Feeling increasingly confident with high moral, the FSA is moving quickly to assert more control on the ground and even start planning for the post-Assad period free of pressure from the outside. The super powers might still have a narrow window to regain control of events in Syria if they move quickly within the UNSC. Paris has called for a UNSC meeting in the next few days on foreign ministers level to address the issue of “a transition of power in Syria.” As they meet and try to resolve differences and agree on a common plan of transition, events on the ground are swiftly unfolding unabated by what is going on outside. It is likely that whatever the international community agrees on could be unachievable on the ground because events have simply surpassed it. The eventual biggest international losers, regardless of how matters proceed, will be Russia and China, because regardless whether the whole Syrian regimes or part of it is ousted, their respective relations with Syria and the Arab world will never be the same.
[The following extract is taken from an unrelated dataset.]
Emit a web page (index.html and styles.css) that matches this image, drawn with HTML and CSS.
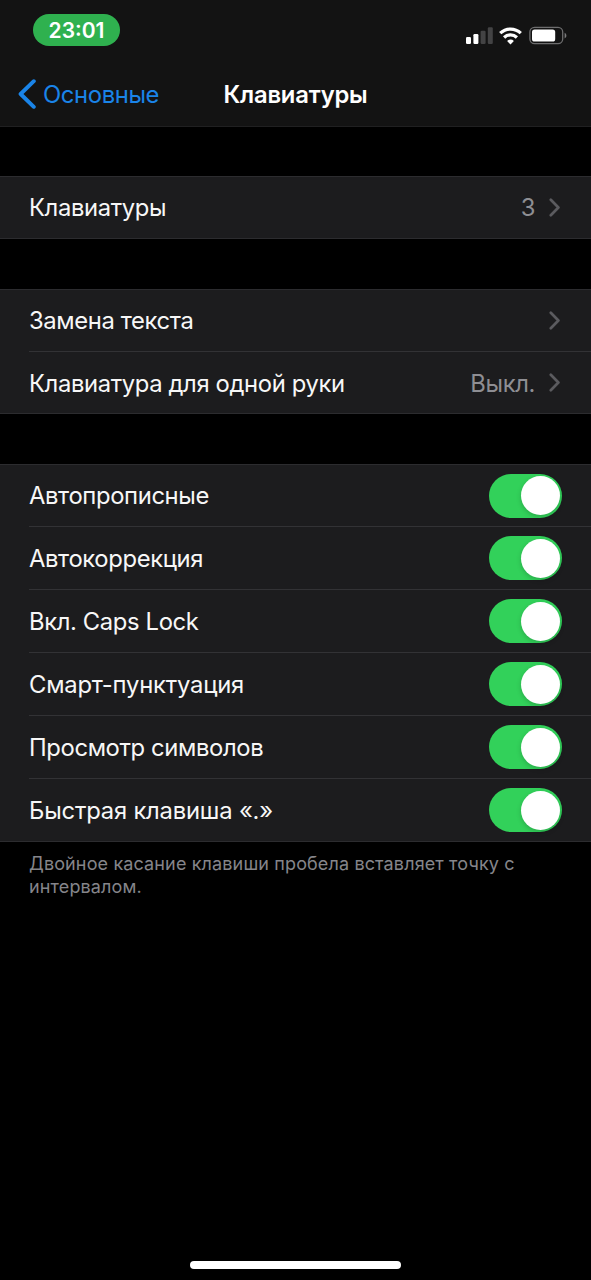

Coming events will prove that they have chosen to reclaim their place as super powers and end U.S. unipolarity at the wrong time and cause. The Syrian revolution might prove to be the only uprising which the foreign powers would not be able to dictate its outcome either because they were too late or too hesitant to act. One thing for sure, a post-regime Syria will help establish a new regional order within a possible new world order.